The Weather Man
Though heavy angst has traditionally been reserved for the socially displaced, the casualties of white male privilege have mounted in recent movies, including Michael Douglas in Falling Down, Edward Norton in Fight Club, and Kevin Spacey in American Beauty. Joining these men on their journey from malaise to anger to varying degrees of psychosis, Nicolas Cage's put-upon hero in The Weather Man doesn't seem a likely fit for a straitjacket. For doing nothing more than jovially reading the forecast (an actual meteorologist predicts the weather) for a Chicago newscast, Cage makes $240,000 a year, plus appearance fees. He owns a swank downtown apartment and a two-story in suburban Evanston, and he works about two hours a day. But with his marriage in shambles and his two children following troubled trajectories, Cage does what no toothy local broadcast personality should ever do: He becomes aware of his own superficiality.

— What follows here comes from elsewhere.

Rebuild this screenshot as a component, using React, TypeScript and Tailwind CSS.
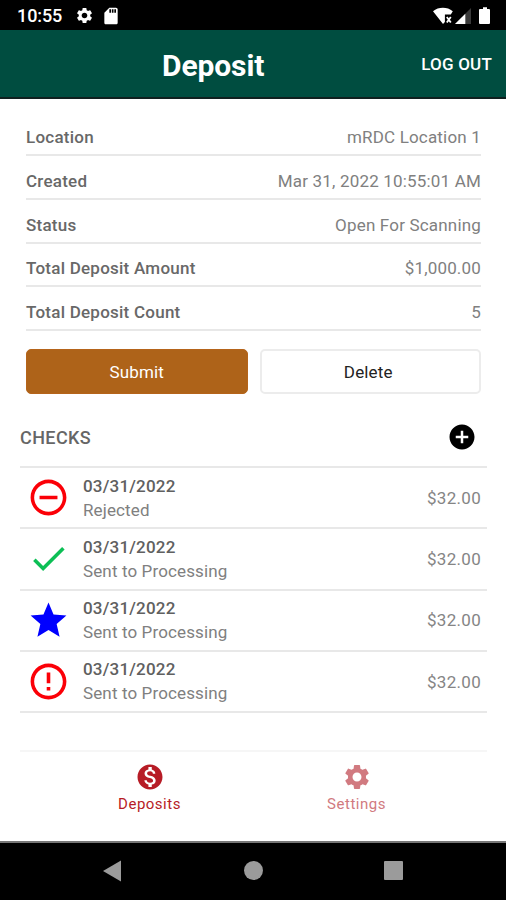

Short of having a rain cloud follow him wherever he goes, director Gore Verbinski and screenwriter Steve Conrad do everything they can to make Cage a pitiable louse, and they wind up pushing too hard. Dysfunction shrouds every corner of his life: He's separated from his wife (Hope Davis), who's seeing a sensitive schlub (Michael Rispoli) ready to be his replacement, his obese daughter (Gemmenne de la Peña) wears too-tight clothes and smokes, and his son (About A Boy's Nicholas Hoult) hangs out with a drug counselor who harbors disturbing feelings for him. But the roots of Cage's shame lie with his father Michael Caine, a Pulitzer Prize-winning author whose long shadow—as a man of substance and integrity, as well as a family man—hangs over his son's hollow existence. When Caine comes down with terminal lymphoma, Cage tries desperately to spit-shine his wrecked life, but his efforts lead him to the breaking point.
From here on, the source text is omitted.